Le sfide economiche e l’European Data Act

Il mercato cloud europeo cresce del 21,3% annuo ma il gap con Stati Uniti e Cina resta ampio. La frammentazione in 27 mercati nazionali penalizza le economie di scala. Le competenze migliori, i programmatori geniali, emigrano all’estero (Donald Trump permettendo) verso le big tech che offrono stipendi irraggiungibili per le aziende europee. Dal punto di vista tecnologico, i costi di migrazione da un provider all’altro scoraggiano molte imprese dal cambiare fornitore. È un circolo vizioso, difficile da rompere senza un massiccio intervento pubblico.

Il 2025 è l’anno cruciale per la sovranità digitale. L’entrata in vigore dell’European Data Act a settembre 2025 potrebbe segnare una svolta. La normativa favorirà lo scambio fluido di dati tra settori e aumenterà il controllo dei clienti sui propri dati. OVHcloud annuncia un nuovo data center a Milano entro fine anno. T-Systems, S3NS, Minsait e altri partner locali si preparano a offrire tecnologie americane su infrastrutture europee con maggiori garanzie.
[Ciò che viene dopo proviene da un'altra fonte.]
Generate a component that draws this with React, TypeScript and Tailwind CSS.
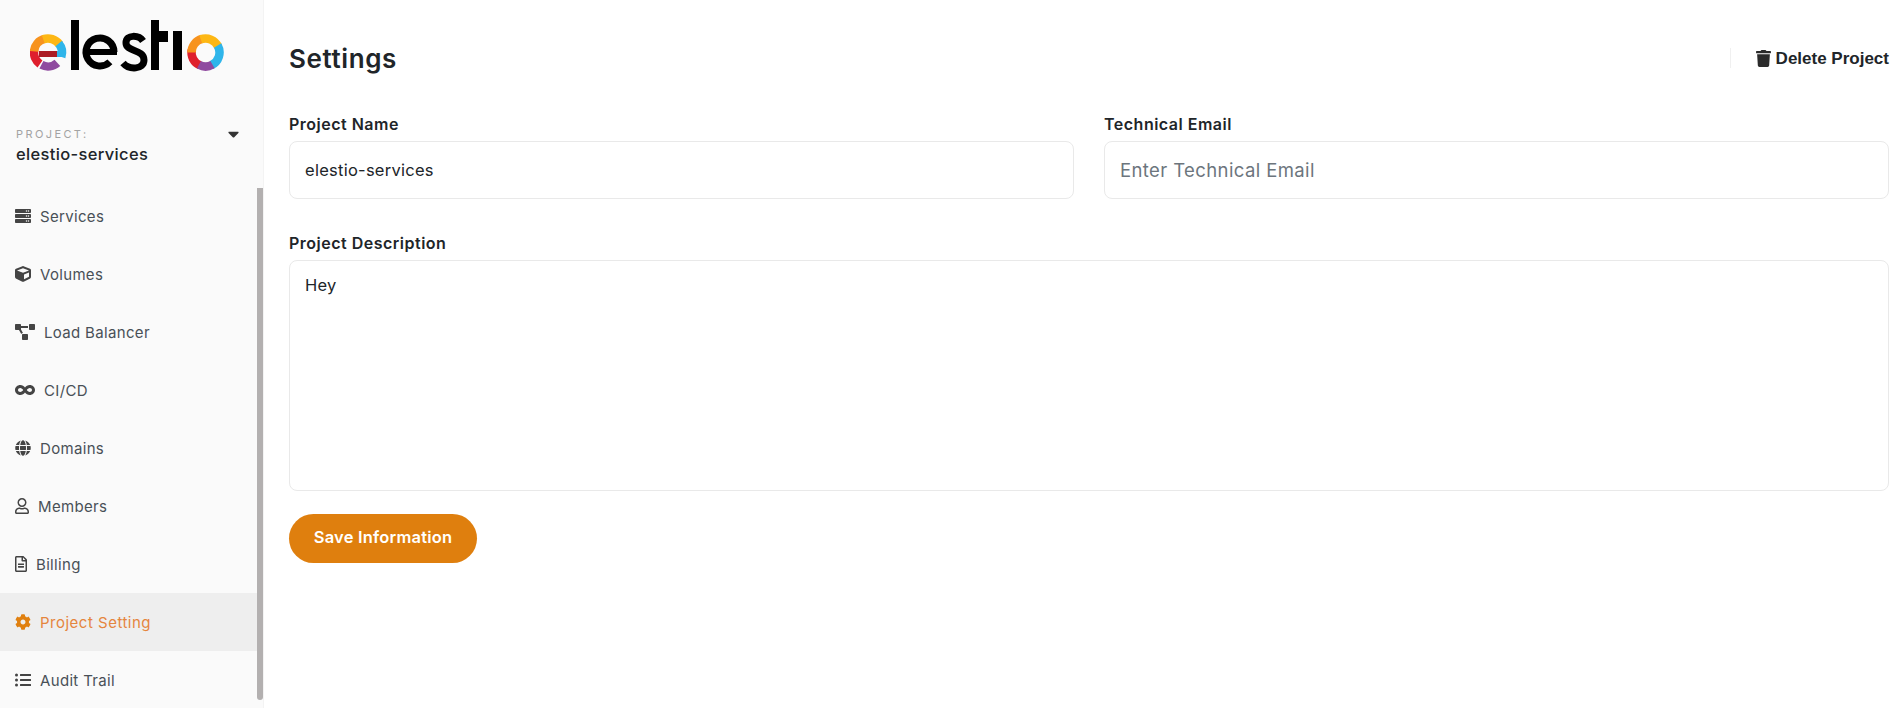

È una vera e propria corsa contro il tempo. La partita del cloud sovrano europeo si gioca su più tavoli: tecnologico, economico, normativo e geopolitico. La Brexit e poi gli accordi con il Regno Unito da un lato e “l’impazzimento” dell’America di Donald Trump super-protezionista dall’altro giocano un ruolo enorme. L’Europa ha le competenze e le risorse per costruire un’alternativa credibile ai giganti americani. Manca ancora una visione politica unitaria, i colossi tech e gli investimenti adeguati alla sfida. Il rischio è rimanere intrappolati in una dipendenza tecnologica che compromette autonomia strategica e competitività economica del continente per i prossimi decenni.